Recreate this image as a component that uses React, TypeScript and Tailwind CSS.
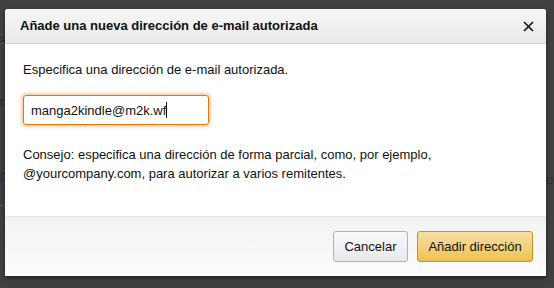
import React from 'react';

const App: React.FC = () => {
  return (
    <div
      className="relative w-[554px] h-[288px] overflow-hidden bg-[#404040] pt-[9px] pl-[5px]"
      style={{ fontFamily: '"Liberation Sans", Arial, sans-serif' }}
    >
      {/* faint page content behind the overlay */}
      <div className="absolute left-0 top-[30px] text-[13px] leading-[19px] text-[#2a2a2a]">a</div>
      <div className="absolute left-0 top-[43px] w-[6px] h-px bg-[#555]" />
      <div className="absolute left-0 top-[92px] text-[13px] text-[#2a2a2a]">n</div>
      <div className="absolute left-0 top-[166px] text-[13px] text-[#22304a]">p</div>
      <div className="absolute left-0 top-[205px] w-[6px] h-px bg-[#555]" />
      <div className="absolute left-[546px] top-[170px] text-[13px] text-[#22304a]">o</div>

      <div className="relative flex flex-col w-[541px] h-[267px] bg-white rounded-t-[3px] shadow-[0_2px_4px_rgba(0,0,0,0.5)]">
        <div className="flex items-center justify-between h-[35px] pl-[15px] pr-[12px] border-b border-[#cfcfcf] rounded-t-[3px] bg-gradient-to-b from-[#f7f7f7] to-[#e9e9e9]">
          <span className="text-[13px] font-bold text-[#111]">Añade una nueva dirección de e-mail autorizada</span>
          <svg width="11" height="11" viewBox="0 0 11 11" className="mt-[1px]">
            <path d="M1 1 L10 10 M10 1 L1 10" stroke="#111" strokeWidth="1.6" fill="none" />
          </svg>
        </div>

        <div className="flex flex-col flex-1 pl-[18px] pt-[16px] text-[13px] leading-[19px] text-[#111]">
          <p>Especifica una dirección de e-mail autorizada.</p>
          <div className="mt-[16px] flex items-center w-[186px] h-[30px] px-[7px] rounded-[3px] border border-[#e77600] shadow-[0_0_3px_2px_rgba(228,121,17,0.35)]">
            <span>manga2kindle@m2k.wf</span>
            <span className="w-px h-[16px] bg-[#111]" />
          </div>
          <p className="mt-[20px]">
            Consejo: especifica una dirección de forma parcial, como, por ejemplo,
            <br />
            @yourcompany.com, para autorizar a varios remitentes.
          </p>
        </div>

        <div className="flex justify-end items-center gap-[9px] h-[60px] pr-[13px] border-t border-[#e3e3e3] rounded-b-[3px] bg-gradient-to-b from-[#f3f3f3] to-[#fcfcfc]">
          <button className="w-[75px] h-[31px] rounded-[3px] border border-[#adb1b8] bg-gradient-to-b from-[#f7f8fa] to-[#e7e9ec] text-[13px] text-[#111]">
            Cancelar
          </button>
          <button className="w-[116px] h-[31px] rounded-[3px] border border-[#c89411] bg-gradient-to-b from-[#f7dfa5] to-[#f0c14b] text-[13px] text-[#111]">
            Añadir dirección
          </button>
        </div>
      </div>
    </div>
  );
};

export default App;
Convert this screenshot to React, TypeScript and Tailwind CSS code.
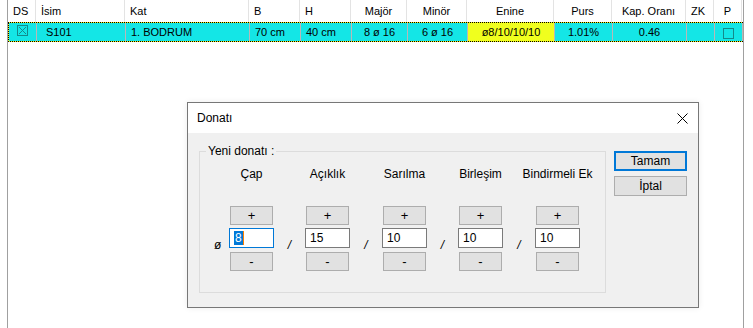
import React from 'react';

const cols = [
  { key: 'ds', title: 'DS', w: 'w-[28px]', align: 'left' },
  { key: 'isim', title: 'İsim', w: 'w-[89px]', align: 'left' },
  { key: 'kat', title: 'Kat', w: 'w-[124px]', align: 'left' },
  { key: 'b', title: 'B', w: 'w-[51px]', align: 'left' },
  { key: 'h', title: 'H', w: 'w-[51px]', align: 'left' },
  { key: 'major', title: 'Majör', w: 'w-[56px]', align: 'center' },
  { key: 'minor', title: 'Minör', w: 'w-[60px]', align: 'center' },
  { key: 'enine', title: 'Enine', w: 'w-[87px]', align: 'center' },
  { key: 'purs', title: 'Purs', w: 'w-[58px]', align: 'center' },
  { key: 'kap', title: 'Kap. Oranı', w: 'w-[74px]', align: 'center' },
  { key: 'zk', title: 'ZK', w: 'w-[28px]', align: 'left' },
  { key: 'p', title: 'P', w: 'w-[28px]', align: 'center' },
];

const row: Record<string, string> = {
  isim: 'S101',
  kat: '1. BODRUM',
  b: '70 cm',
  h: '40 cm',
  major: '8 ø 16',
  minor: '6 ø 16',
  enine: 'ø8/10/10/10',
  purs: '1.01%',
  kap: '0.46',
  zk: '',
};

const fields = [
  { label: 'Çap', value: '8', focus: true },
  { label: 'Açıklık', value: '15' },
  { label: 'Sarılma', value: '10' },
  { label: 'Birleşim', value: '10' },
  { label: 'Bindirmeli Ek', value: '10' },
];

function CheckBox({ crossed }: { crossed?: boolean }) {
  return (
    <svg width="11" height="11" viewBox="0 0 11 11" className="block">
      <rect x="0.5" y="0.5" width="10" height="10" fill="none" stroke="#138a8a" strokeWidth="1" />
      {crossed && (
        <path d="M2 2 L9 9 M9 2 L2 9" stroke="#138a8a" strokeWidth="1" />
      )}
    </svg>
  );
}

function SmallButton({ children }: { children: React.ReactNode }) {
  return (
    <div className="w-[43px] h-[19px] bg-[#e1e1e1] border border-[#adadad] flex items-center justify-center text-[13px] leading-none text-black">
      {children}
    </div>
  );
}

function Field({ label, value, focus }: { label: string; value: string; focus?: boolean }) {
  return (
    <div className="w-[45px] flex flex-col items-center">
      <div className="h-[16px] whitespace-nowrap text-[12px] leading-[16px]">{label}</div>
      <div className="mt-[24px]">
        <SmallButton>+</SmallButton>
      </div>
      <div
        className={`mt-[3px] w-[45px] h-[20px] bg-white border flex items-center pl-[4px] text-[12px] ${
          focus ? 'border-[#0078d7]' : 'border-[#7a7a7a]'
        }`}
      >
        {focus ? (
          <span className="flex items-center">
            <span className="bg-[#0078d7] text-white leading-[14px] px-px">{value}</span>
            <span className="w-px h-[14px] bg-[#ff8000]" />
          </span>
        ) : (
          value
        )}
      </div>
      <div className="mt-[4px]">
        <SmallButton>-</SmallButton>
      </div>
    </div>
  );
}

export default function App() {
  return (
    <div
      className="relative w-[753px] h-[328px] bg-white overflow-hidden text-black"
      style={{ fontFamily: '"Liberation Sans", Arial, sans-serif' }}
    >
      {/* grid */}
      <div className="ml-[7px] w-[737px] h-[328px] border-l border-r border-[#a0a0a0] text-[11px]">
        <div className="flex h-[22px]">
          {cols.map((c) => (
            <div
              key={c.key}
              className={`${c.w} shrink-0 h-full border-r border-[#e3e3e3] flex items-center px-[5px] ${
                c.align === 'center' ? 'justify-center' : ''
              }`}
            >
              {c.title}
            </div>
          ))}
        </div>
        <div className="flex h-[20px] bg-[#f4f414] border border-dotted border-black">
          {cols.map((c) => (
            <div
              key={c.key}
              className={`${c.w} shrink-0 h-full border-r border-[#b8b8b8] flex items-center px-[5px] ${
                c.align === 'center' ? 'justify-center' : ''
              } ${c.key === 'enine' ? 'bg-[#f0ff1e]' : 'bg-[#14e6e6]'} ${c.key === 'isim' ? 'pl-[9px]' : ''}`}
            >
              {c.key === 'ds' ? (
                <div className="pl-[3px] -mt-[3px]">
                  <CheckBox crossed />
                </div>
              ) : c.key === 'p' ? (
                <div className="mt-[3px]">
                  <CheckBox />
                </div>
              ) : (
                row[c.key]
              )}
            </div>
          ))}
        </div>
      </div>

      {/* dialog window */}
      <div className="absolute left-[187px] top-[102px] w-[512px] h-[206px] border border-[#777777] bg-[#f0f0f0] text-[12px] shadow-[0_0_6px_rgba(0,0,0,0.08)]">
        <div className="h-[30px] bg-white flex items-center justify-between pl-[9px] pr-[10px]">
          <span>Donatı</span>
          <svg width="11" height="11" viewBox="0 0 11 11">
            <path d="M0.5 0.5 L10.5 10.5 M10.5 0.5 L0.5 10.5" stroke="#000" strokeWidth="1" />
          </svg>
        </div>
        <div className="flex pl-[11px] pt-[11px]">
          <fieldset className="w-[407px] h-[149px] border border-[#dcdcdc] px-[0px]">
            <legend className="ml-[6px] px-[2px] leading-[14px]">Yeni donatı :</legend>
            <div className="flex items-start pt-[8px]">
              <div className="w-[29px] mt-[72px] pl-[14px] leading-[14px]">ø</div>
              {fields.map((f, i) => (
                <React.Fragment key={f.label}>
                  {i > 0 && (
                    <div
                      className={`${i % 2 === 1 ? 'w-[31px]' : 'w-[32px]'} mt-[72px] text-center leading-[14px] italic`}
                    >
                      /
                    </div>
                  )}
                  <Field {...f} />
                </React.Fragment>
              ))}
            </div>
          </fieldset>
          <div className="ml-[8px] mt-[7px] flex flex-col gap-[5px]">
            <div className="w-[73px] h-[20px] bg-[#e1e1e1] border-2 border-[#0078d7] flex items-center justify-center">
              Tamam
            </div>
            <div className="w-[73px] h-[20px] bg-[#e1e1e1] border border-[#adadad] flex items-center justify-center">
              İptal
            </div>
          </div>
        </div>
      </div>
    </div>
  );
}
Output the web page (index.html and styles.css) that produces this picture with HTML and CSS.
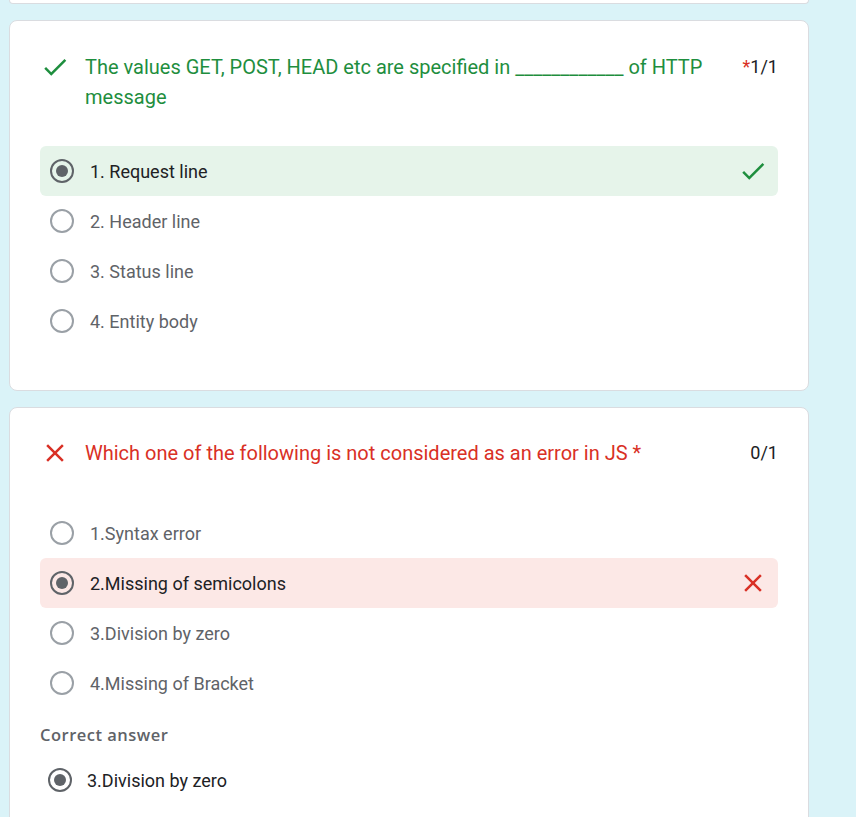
:::
Task requirements » Using the listing above, pull out all lines that hold the word "TypeScript".

Finished task »
Recreate this image as a component that uses React, TypeScript and Tailwind CSS.
Convert this screenshot to React, TypeScript and Tailwind CSS code.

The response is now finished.